Gary Rowell

Personal information
- Full name: Gary Rowell
- Date of birth: 6 June 1957
- Place of birth: Sunderland, England
- Date of death: 13 December 2025 (aged 68)
- Height: 5 ft 10 in (1.78 m)
- Positions: Forward; midfielder;

Senior career*
- Years: Team / Apps / (Gls)
- 1974–1984: Sunderland / 257 / (88)
- 1984–1985: Norwich City / 6 / (1)
- 1985–1986: Middlesbrough / 27 / (10)
- 1986–1988: Brighton & Hove Albion / 12 / (0)
- 1988: → Dundee (loan) / 1 / (0)
- 1988: Carlisle United / 7 / (0)
- 1988–1990: Burnley / 19 / (1)
- Total:  / 329 / (100)

International career
- 1977: England U21 / 1 / (0)

= Gary Rowell =

English footballer and newspaper columnist (1957–2025)

Gary Rowell (6 June 1957 – 13 December 2025) was an English footballer, most notably with Sunderland, and later a local newspaper columnist in north east England.

==Career==
Born in Sunderland and raised in Seaham, he left school and joined Sunderland as an apprentice in 1972. His professional career was split (1976–84) between playing as a striker for two seasons (albeit often coming from deep) but mainly playing in midfield. He scored 103 goals for The Rokerites in all competitions, surpassing the previous record post-war goalscorer, Len Shackleton, who had scored 101 goals. Rowell's record stood until it in turn was beaten by Kevin Phillips in the early 21st century.

Gary was a talented player who many supporters felt was destined to become 'fully' capped by England. Unfortunately, his career was severely disrupted by a serious knee injury that he sustained during a game against Leyton Orient (in which he had already scored the winning goal) during March 1979. Following a lengthy recovery, Rowell continued to score goals in the First Division at a healthy strike-rate, but he always looked likely to struggle to maintain full fitness for the whole of any season.

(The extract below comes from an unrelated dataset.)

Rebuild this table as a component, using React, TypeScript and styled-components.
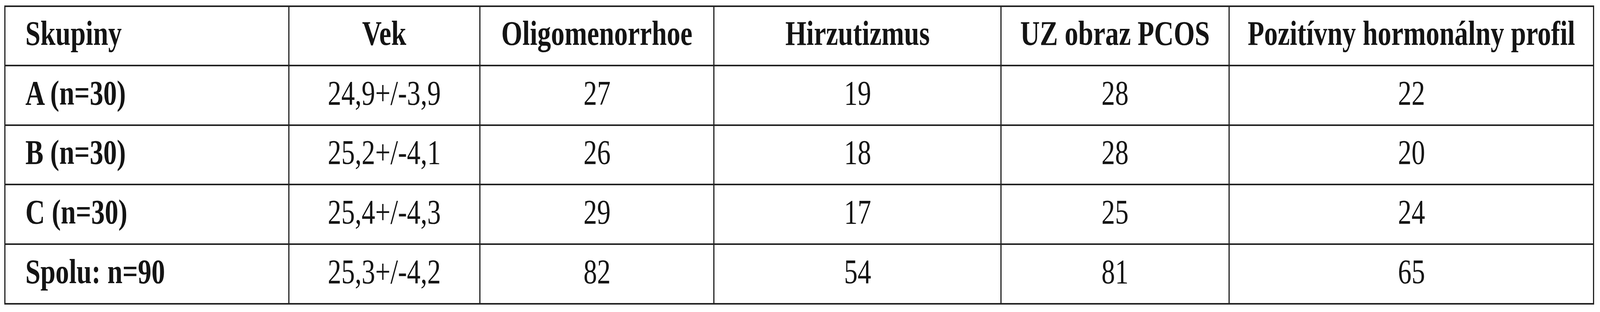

Sunderland manager Len Ashurst forced Rowell out of Roker Park as part of a huge rebuilding plan in 1984, part of the slide which would ultimately take them to the third tier of English football for the first time in the club's history. Rowell moved to Norwich City in the summer of 1984, but never recreated his goalscoring exploits because of a knee injury he picked up on his first pre season tour with the Canaries. The injury would ultimately blight the rest of his career, although he did go on to play for Middlesbrough, Brighton & Hove Albion and Carlisle United before finishing his career with Burnley.

Rowell is remembered by Sunderland supporters for scoring a hat-trick for Sunderland in a 4–1 win away at local rivals Newcastle United on 24 February 1979. Describing the match later, he said "When we hit the 4th I had a chat with Kevin Arnott about whether to try for a fifth or just to take the piss. We decided to take the piss."

==Later life==
Rowell later worked as a financial consultant and a radio pundit.

As radio summariser he worked with Real Radio, commentating on all Sunderland games, having had previously spent seven years covering Sunderland's games on Metro Radio and Magic 1152.

In 2005, he was voted Sunderland's all-time cult hero on the television programme Football Focus, whilst in 2006, Sunderland fanzine A Love Supreme voted him their Best Player of the 1980s. Such accolades reflect his almost 'iconic' status on Wearside, which has led him to recently be inducted in to the Sunderland A.F.C Hall of Fame.

==Death==
Rowell died from leukemia on 13 December 2025, at the age of 68.